Butler County United Way: A nonprofit that organizes funds and support by local and national organizations to promote children becoming successful adults and adults developing self-sufficiency.

Supports to Encourage Low-Income Families (SELF): Provides services and programs to the underserved Hamilton community to help encourage self-sufficiency.

Nearly 100 people learned Monday how frustrating living in poverty can be during the annual Cost of Poverty Experience at Miami University Hamilton.

The simulation kicked off Miami Hamilton’s annual STAY-Cation, where 10 students applied to spend their spring break — which started Monday — sleeping on the floor of Trinity Church, serving in local homeless shelters, and learning from nonprofits about food insecurity, joblessness, and the community resources that can be provided.

There are currently 49,753 Butler County residents living in poverty, according to statistics gathered by COPE organizer Think Tank Inc., a consulting firm for social issues.

The experience supplies participants with profiles of real individuals and families living in poverty, including their financial information, life assets, and basic bio, to simulate living in poverty for four weeks. Then they challenge them try to live four weeks as such a person — deciding whether to pay utilities or buy groceries with their pay or unemployment checks, avoid being robbed, and taking their children to wait in line for food stamps over spring break.

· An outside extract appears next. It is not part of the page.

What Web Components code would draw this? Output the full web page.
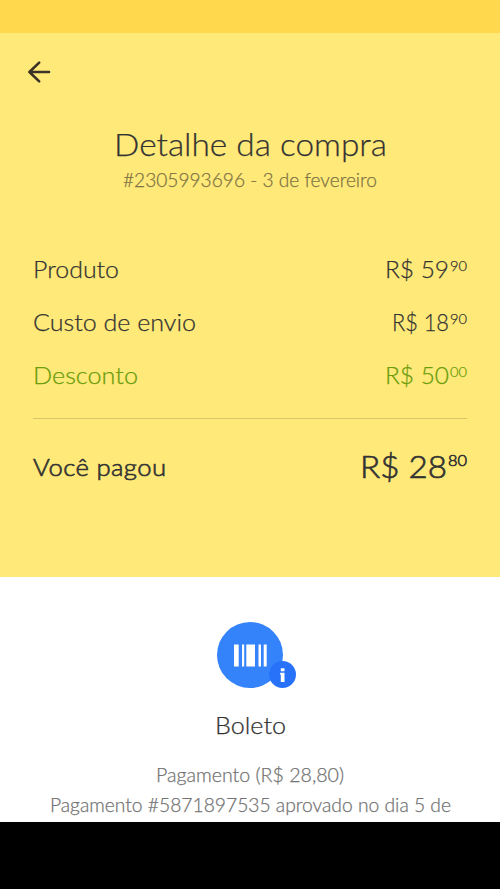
<!DOCTYPE html>
<html lang="pt-BR">
<head>
<meta charset="utf-8">
<title>Detalhe da compra</title>
<style>
html,body{margin:0;height:100%;overflow:hidden;background:#000}
body{font-family:Lato,"Liberation Sans",sans-serif;color:#333}
</style>
</head>
<body>
<purchase-page></purchase-page>
<script>
const define=(name,html,init)=>customElements.define(name,class extends HTMLElement{
  connectedCallback(){
    if(this.shadowRoot)return;
    const t=document.createElement('template');
    t.innerHTML=html;
    this.attachShadow({mode:'open'}).append(t.content.cloneNode(true));
    if(init)init.call(this);
  }
});

/* Text run widened to a given width in pixels: glyphs by up to 7%, the rest by tracking. */
define('text-run',`<style>:host{display:inline-block;white-space:pre;text-align:left;-webkit-text-stroke:var(--stroke,.25px)}
span{display:inline-block;transform-origin:0 50%}</style><span><slot></slot></span>`,function(){
  const span=this.shadowRoot.querySelector('span');
  const n=this.textContent.length, w=this.getBoundingClientRect().width, target=+this.getAttribute('width');
  const k=Math.min(1.07,target/w);
  span.style.letterSpacing=((target/k-w)/(n-1)).toFixed(3)+'px';
  span.style.transform=`scaleX(${k.toFixed(4)})`;
  this.style.width=target+'px';
});

define('status-strip','<style>:host{display:block;height:33px;background:#ffd84d}</style>');

define('nav-bar',`<style>:host{display:flex;align-items:center;height:78px;padding-left:27px}svg{display:block}</style>
<svg width="24" height="24" viewBox="0 0 24 24" fill="none" stroke="#3b3225" stroke-width="2.6" stroke-linecap="round" stroke-linejoin="round"><path d="M12.2 2.6 2.4 12l9.8 9.4M2.4 12H22"/></svg>`);

define('page-heading',`<style>:host{display:block;text-align:center}
h1{margin:14px 0 0;height:38px;font-size:31.5px;line-height:38px;font-weight:300}
p{margin:5px 0 0;height:24px;font-size:19px;line-height:24px;font-weight:300;color:#7d7345}</style>
<h1><text-run width="273">Detalhe da compra</text-run></h1>
<p><text-run width="254">#2305993696 - 3 de fevereiro</text-run></p>`);

define('price-amount',`<style>:host{display:flex;align-items:flex-start;line-height:1}
.c{font-size:var(--cents,14.5px);margin:var(--cents-top,2px) 0 0 var(--cents-gap,1.5px)}</style>
<slot></slot><span class="c"><slot name="cents"></slot></span>`);

define('cost-row',`<style>:host{display:flex;align-items:center;justify-content:space-between;height:53px;font-size:24px;font-weight:300;line-height:1}
:host([tone=discount]){color:#6a9c0c}
:host([total]){height:96px;--stroke:.65px;--cents:15.5px;--cents-top:2px}
:host([total]) .v{font-size:31.5px}
::slotted([slot=cents]){--stroke:.45px}</style>
<slot name="label"></slot><div class="v"><slot></slot></div>`);

define('cost-summary',`<style>:host{display:block;margin-top:50px;padding:0 33px}hr{border:0;height:1px;margin:17px 0 0;background:#d6c76c}</style>
<cost-row><text-run slot="label" width="86">Produto</text-run><price-amount><text-run width="64">R$ 59</text-run><text-run slot="cents" width="17">90</text-run></price-amount></cost-row>
<cost-row><text-run slot="label" width="163">Custo de envio</text-run><price-amount><text-run width="57">R$ 18</text-run><text-run slot="cents" width="17">90</text-run></price-amount></cost-row>
<cost-row tone="discount"><text-run slot="label" width="105">Desconto</text-run><price-amount><text-run width="64">R$ 50</text-run><text-run slot="cents" width="17">00</text-run></price-amount></cost-row>
<hr>
<cost-row total><text-run slot="label" width="133">Você pagou</text-run><price-amount><text-run width="87">R$ 28</text-run><text-run slot="cents" width="19">80</text-run></price-amount></cost-row>`);

define('boleto-icon',`<style>:host{display:block;position:relative;width:66px;height:66px;margin:0 auto}
svg{display:block}.info{position:absolute;left:52px;top:39px}</style>
<svg width="66" height="66" viewBox="0 0 66 66"><circle cx="33" cy="33" r="33" fill="#3483fa"/><path fill="#fff" d="M17 22.5h4.7v22H17zM25 22.5h2.2v22H25zM29.3 22.5h8.7v22h-8.7zM41.5 22.5h2.5v22h-2.5zM46.7 22.5h3v22h-3z"/></svg>
<svg class="info" width="27" height="27" viewBox="0 0 27 27"><circle cx="13.5" cy="13.5" r="13.5" fill="#2872fa"/><path fill="#fff" d="M11.8 7.2h3.7v3h-3.7zM11.2 11.8h4.3v9.1h-3.7v-7.2h-.6z"/></svg>`);

define('payment-panel',`<style>:host{display:block;box-sizing:border-box;height:245px;padding-top:45px;background:#fff;text-align:center;overflow:hidden}
h2{margin:22px 0 0;height:30px;line-height:30px;font-size:24px;font-weight:300}
p{margin:0;height:30px;line-height:30px;font-size:18.8px;font-weight:300;color:#737373}
h2+p{margin-top:19.5px}</style>
<boleto-icon></boleto-icon>
<h2><text-run width="71">Boleto</text-run></h2>
<p><text-run width="188">Pagamento (R$ 28,80)</text-run></p>
<p><text-run width="401">Pagamento #5871897535 aprovado no dia 5 de</text-run></p>`);

define('purchase-page',`<style>:host{display:block;width:500px;height:889px;background:#000}
section{height:577px;background:#ffe978}</style>
<section><status-strip></status-strip><nav-bar></nav-bar><page-heading></page-heading><cost-summary></cost-summary></section>
<payment-panel></payment-panel>`);
</script>
</body>
</html>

“This is a glimpse into consequences that impact these families every day of their lives,” said event coordinator Kevin Moss.

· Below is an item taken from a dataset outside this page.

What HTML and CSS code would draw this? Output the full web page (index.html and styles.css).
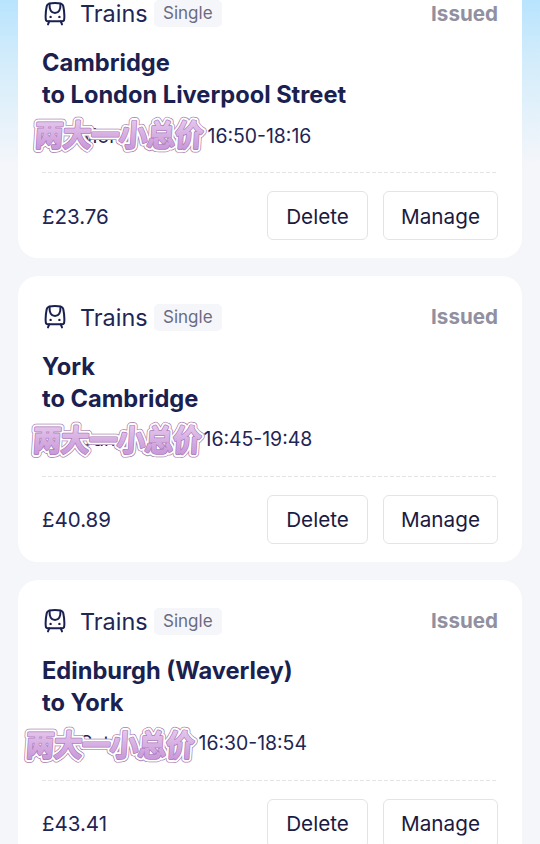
FILE: index.html
```
<!DOCTYPE html>
<html lang="en">
  <head>
    <meta charset="UTF-8">
    <title>My bookings</title>
    <link rel="stylesheet" href="styles.css">
  </head>
  <body>
    <svg class="defs" width="0" height="0">
      <defs>
        <linearGradient id="lilac" x1="0" y1="0" x2="0" y2="1">
          <stop offset="0.2" stop-color="#e4c6ec" />
          <stop offset="0.9" stop-color="#c896d8" />
        </linearGradient>
        <symbol id="train" viewBox="0 0 24 24">
          <path d="M6 1.6Q12 .4 18 1.6Q19.9 2.1 20.3 4.2Q21.8 11.5 21.2 17.4Q21 19.2 19.2 19.2H4.8Q3 19.2 2.8 17.4Q2.2 11.5 3.7 4.2Q4.1 2.1 6 1.6Z" />
          <path d="M6.5 2Q6.3 11 12 11Q17.7 11 17.5 2" />
          <path d="M6.2 19.4L5 22.4M17.8 19.4L19 22.4" />
          <path class="lamp" d="M7.6 14.9h.01M16.4 14.9h.01" />
        </symbol>
        <text id="tag" x="5" y="29">两大一小总价</text>
      </defs>
    </svg>
    <div class="list">
      <div class="card">
        <div class="head">
          <svg class="icon"><use href="#train" /></svg>
          <span class="type">Trains</span>
          <span class="badge">Single</span>
          <span class="status">Issued</span>
        </div>
        <div class="title">Cambridge<br>to London Liverpool Street</div>
        <div class="time">
          <span class="date date-1">Mon, 7</span>
          <span>16:50-18:16</span>
          <svg class="sticker sticker-1">
            <use class="rim" href="#tag" />
            <use class="halo" href="#tag" />
            <use class="edge" href="#tag" />
            <text class="fill" x="5" y="29">两大一小总价</text>
          </svg>
        </div>
        <div class="foot">
          <span class="price">£23.76</span>
          <button type="button" class="delete">Delete</button>
          <button type="button" class="manage">Manage</button>
        </div>
      </div>
      <div class="card">
        <div class="head">
          <svg class="icon"><use href="#train" /></svg>
          <span class="type">Trains</span>
          <span class="badge">Single</span>
          <span class="status">Issued</span>
        </div>
        <div class="title">York<br>to Cambridge</div>
        <div class="time">
          <span class="date date-2">Sun, 6</span>
          <span>16:45-19:48</span>
          <svg class="sticker sticker-2">
            <use class="rim" href="#tag" />
            <use class="halo" href="#tag" />
            <use class="edge" href="#tag" />
            <text class="fill" x="5" y="29">两大一小总价</text>
          </svg>
        </div>
        <div class="foot">
          <span class="price">£40.89</span>
          <button type="button" class="delete">Delete</button>
          <button type="button" class="manage">Manage</button>
        </div>
      </div>
      <div class="card">
        <div class="head">
          <svg class="icon"><use href="#train" /></svg>
          <span class="type">Trains</span>
          <span class="badge">Single</span>
          <span class="status">Issued</span>
        </div>
        <div class="title">Edinburgh (Waverley)<br>to York</div>
        <div class="time">
          <span class="date date-3">Sat, 5</span>
          <span>16:30-18:54</span>
          <svg class="sticker sticker-3">
            <use class="rim" href="#tag" />
            <use class="halo" href="#tag" />
            <use class="edge" href="#tag" />
            <text class="fill" x="5" y="29">两大一小总价</text>
          </svg>
        </div>
        <div class="foot">
          <span class="price">£43.41</span>
          <button type="button" class="delete">Delete</button>
          <button type="button" class="manage">Manage</button>
        </div>
      </div>
    </div>
  </body>
</html>
```
FILE: styles.css
```
* {
  box-sizing: border-box;
}
body {
  margin: 0;
  height: 844px;
  overflow: hidden;
  font-family: Inter, 'Liberation Sans', sans-serif;
  color: #1f2554;
  background: linear-gradient(#b8e4fe 0, #d3ecfb 60px, #f4f6fa 165px) #f4f6fa;
}
.defs {
  position: absolute;
}
.list {
  display: flex;
  flex-direction: column;
  gap: 18px;
  margin-top: -28px;
  padding: 0 18px;
}
.card {
  flex: none;
  height: 285.8px;
  padding: 24.5px 24px 0;
  background: #fff;
  border-radius: 20px;
}
.head {
  display: flex;
  align-items: center;
  height: 34px;
}
.icon {
  width: 24px;
  height: 24px;
  margin-left: 1px;
  fill: none;
  stroke: #1a2150;
  stroke-width: 2;
  stroke-linecap: round;
  stroke-linejoin: round;
}
.lamp {
  stroke-width: 2.4;
}
.type {
  margin-left: 13px;
  font-size: 23.4px;
}
.badge {
  margin-left: 6.5px;
  padding: 0 9px;
  height: 27px;
  line-height: 27px;
  font-size: 17px;
  color: #6a6b82;
  background: #f5f6fa;
  border-radius: 5px;
}
.status {
  margin-left: auto;
  margin-bottom: 1px;
  font-size: 20.6px;
  font-weight: 700;
  color: #9190a0;
}
.title {
  margin-top: 16.5px;
  font-size: 23.65px;
  font-weight: 700;
  line-height: 32px;
  color: #1a2150;
}
.time {
  position: relative;
  display: flex;
  align-items: center;
  height: 40px;
  margin-top: 4.5px;
  font-size: 19.4px;
}
.date {
  padding-left: 38px;
  white-space: nowrap;
}
.date-1 {
  width: 165.5px;
}
.date-2 {
  width: 161.5px;
}
.date-3 {
  width: 156.5px;
}
.sticker {
  position: absolute;
  width: 182px;
  height: 42px;
  overflow: visible;
  font-family: 'Noto Sans CJK SC', sans-serif;
  font-size: 28px;
  font-weight: 500;
  stroke-linejoin: round;
  transform: scaleY(1.06) skewX(-4deg);
}
.sticker-1 {
  top: 1px;
  left: -12px;
}
.sticker-2 {
  top: 3px;
  left: -14px;
}
.sticker-3 {
  top: 4px;
  left: -21px;
}
.rim {
  fill: #a77bab;
  stroke: #a77bab;
  stroke-width: 7.8;
}
.halo {
  fill: #fff;
  stroke: #fff;
  stroke-width: 6.4;
}
.edge {
  fill: #a87ab6;
  stroke: #a87ab6;
  stroke-width: 2.8;
}
.fill {
  fill: url(#lilac);
  stroke: url(#lilac);
  stroke-width: 1.5;
}
.foot {
  display: flex;
  align-items: center;
  margin-top: 16.5px;
  padding-top: 19px;
  background: repeating-linear-gradient(90deg, #e4e4e6 0 4px, transparent 4px 6px) top / 100% 1px no-repeat;
}
.price {
  margin-right: auto;
  padding-top: 1px;
  font-size: 20.5px;
}
button {
  height: 49px;
  padding: 1px 0 0;
  font-family: inherit;
  font-size: 20.7px;
  color: #1b1a40;
  background: #fff;
  border: 1px solid #e4e4e6;
  border-radius: 6px;
}
.delete {
  width: 101px;
  margin-right: 15px;
}
.manage {
  width: 115px;
}
```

Donial Curry, a senior studying organizational leadership and nonprofit management at Miami Hamilton, participated in STAY-Cation 2011 and said it allowed her to ask leaders of local nonprofits about her own career path.

“It showed me that the need in the community was real, and that my career goals were attainable,” she said.

The Miami Hamilton Center for Civic Engagement, which organizes STAY-Cation and the COPE event, put a cap on the amount of participants for the first time this year, noting its growing interest since its beginning in 2009.

“We had capped COPE to 40 people, and it filled within the first two weeks,” said the center’s director, Sarah Woiteshek Pietzuch. She said the university created STAY-Cation to explore significant social issues in Butler County.

The post-simulation reflection session heard observations from students experiencing the work and stress a month in poverty entails for the first time and comments from participants for whom the day’s simulation was certainly more of a memory than a thought exercise.

“My mom had me at 16, she was a junior in high school and my dad was out of the picture,” said Miami Hamilton sophomore Ashley Rasnick. “(COPE) helped me relate to my mom … it made me wonder, did she have these resources?”